A promulgação da Portaria Normativa SE/CGU nº 226, de 9 de setembro de 2025, representa um dos marcos mais relevantes da política nacional de integridade desde a Lei Anticorrupção (Lei nº 12.846/2013). Editada com fundamento no Decreto nº 12.304/2024, que regulamentou o art. 25, §4º, da Lei nº 14.133/2021 (Nova Lei de Licitações e Contratos Administrativos), a norma estabelece um procedimento técnico e metodológico para a avaliação de programas de integridade de pessoas jurídicas que contratam com a Administração Pública Federal.

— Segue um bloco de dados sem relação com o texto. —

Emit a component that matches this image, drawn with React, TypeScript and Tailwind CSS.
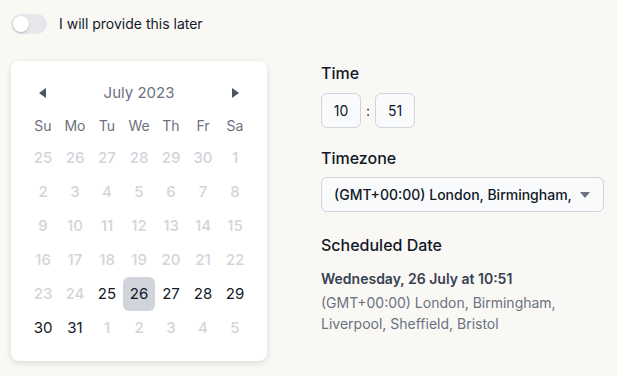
import React from 'react';

type Day = { n: number; active?: boolean; selected?: boolean };

const weeks: Day[][] = [
  [25, 26, 27, 28, 29, 30, 1].map((n) => ({ n })),
  [2, 3, 4, 5, 6, 7, 8].map((n) => ({ n })),
  [9, 10, 11, 12, 13, 14, 15].map((n) => ({ n })),
  [16, 17, 18, 19, 20, 21, 22].map((n) => ({ n })),
  [
    { n: 23 },
    { n: 24 },
    { n: 25, active: true },
    { n: 26, active: true, selected: true },
    { n: 27, active: true },
    { n: 28, active: true },
    { n: 29, active: true },
  ],
  [{ n: 30, active: true }, { n: 31, active: true }, ...[1, 2, 3, 4, 5].map((n) => ({ n }))],
];

const weekdays = ['Su', 'Mo', 'Tu', 'We', 'Th', 'Fr', 'Sa'];

function Calendar() {
  return (
    <div className="w-[256px] rounded-lg bg-white px-4 py-4 shadow-[0_2px_6px_rgba(0,0,0,0.12)]">
      <div className="flex h-8 items-center justify-between px-3">
        <svg width="7" height="10" viewBox="0 0 7 10">
          <path d="M7 0 L0 5 L7 10 Z" fill="#4b5563" />
        </svg>
        <span className="text-[15px] text-[#6b7280]">July 2023</span>
        <svg width="7" height="10" viewBox="0 0 7 10">
          <path d="M0 0 L7 5 L0 10 Z" fill="#4b5563" />
        </svg>
      </div>
      <div className="grid grid-cols-7">
        {weekdays.map((d) => (
          <div key={d} className="flex h-8 items-center justify-center text-[14px] text-[#6b7280]">
            {d}
          </div>
        ))}
      </div>
      {weeks.map((week, i) => (
        <div key={i} className="grid grid-cols-7">
          {week.map((day, j) => (
            <div
              key={j}
              className={
                day.selected
                  ? 'flex h-[34px] items-center justify-center rounded-md bg-[#d1d5db] text-[15px] text-[#111827]'
                  : day.active
                    ? 'flex h-[34px] items-center justify-center text-[15px] text-[#111827]'
                    : 'flex h-[34px] items-center justify-center text-[15px] font-medium text-[#d1d5db]'
              }
            >
              {day.n}
            </div>
          ))}
        </div>
      ))}
    </div>
  );
}

export default function App() {
  return (
    <div
      className="h-[376px] w-[617px] overflow-hidden bg-[#f9f8f5] px-[11px] pt-[13px] text-[#111827]"
      style={{ fontFamily: 'Inter, "Noto Sans", sans-serif' }}
    >
      <div className="flex items-center gap-3">
        <div className="flex h-5 w-9 items-center rounded-full bg-[#e5e7eb] p-[2px]">
          <div className="h-4 w-4 rounded-full bg-white shadow-[0_1px_2px_rgba(0,0,0,0.2)]" />
        </div>
        <span className="text-[14px] text-[#111827]">I will provide this later</span>
      </div>

      <div className="mt-[27px] flex gap-[54px]">
        <Calendar />

        <div className="flex w-[283px] flex-col">
          <div className="text-[16px] font-medium leading-6 text-[#111827]">Time</div>
          <div className="mt-2 flex items-center gap-[5px]">
            <div className="flex h-[35px] w-[40px] items-center justify-center rounded-md border border-[#d1d5db] bg-[#f9fafb] text-[14px]">
              10
            </div>
            <span className="text-[14px]">:</span>
            <div className="flex h-[35px] w-[40px] items-center justify-center rounded-md border border-[#d1d5db] bg-[#f9fafb] text-[14px]">
              51
            </div>
          </div>

          <div className="mt-[18px] text-[16px] font-medium leading-6 text-[#111827]">Timezone</div>
          <div className="mt-[7px] flex h-[35px] items-center justify-between rounded-md border border-[#d1d5db] bg-[#f9fafb] pl-3 pr-[13px]">
            <span className="text-[14px] font-medium text-[#111827]">(GMT+00:00) London, Birmingham,</span>
            <svg width="10" height="6" viewBox="0 0 10 6">
              <path d="M0 0 L10 0 L5 6 Z" fill="#6b7280" />
            </svg>
          </div>

          <div className="mt-[21px] text-[16px] font-medium leading-6 text-[#111827]">Scheduled Date</div>
          <div className="mt-3 text-[14px] font-semibold leading-5 text-[#374151]">Wednesday, 26 July at 10:51</div>
          <div className="mt-[3px] text-[14px] leading-[21px] text-[#6b7280]">
            (GMT+00:00) London, Birmingham,
            <br />
            Liverpool, Sheffield, Bristol
          </div>
        </div>
      </div>
    </div>
  );
}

Mais do que um ato infralegal, a Portaria 226/2025 consolida um modelo de aferição objetiva e comparável de programas de integridade, alinhando o Brasil às práticas internacionais de compliance assessment e inserindo a integridade como condição efetiva de capacidade contratual.
1. Contexto normativo e fundamentos jurídicos
O art. 25, §4º, da Lei nº 14.133/2021 introduziu uma inovação central: nas contratações de obras, serviços e fornecimentos de grande vulto, o licitante vencedor deverá comprovar a existência de um Programa de Integridade efetivamente implementado, em prazo determinado após a assinatura do contrato.
O Decreto nº 12.304/2024 regulamentou essa exigência, atribuindo à Controladoria-Geral da União (CGU) a competência para definir os critérios de avaliação e o sistema de monitoramento. Nesse contexto, a Portaria 226/2025 é o instrumento executivo que operacionaliza a política nacional de integridade no setor público, por meio do Sistema de Avaliação e Monitoramento de Programas de Integridade (SAMPI).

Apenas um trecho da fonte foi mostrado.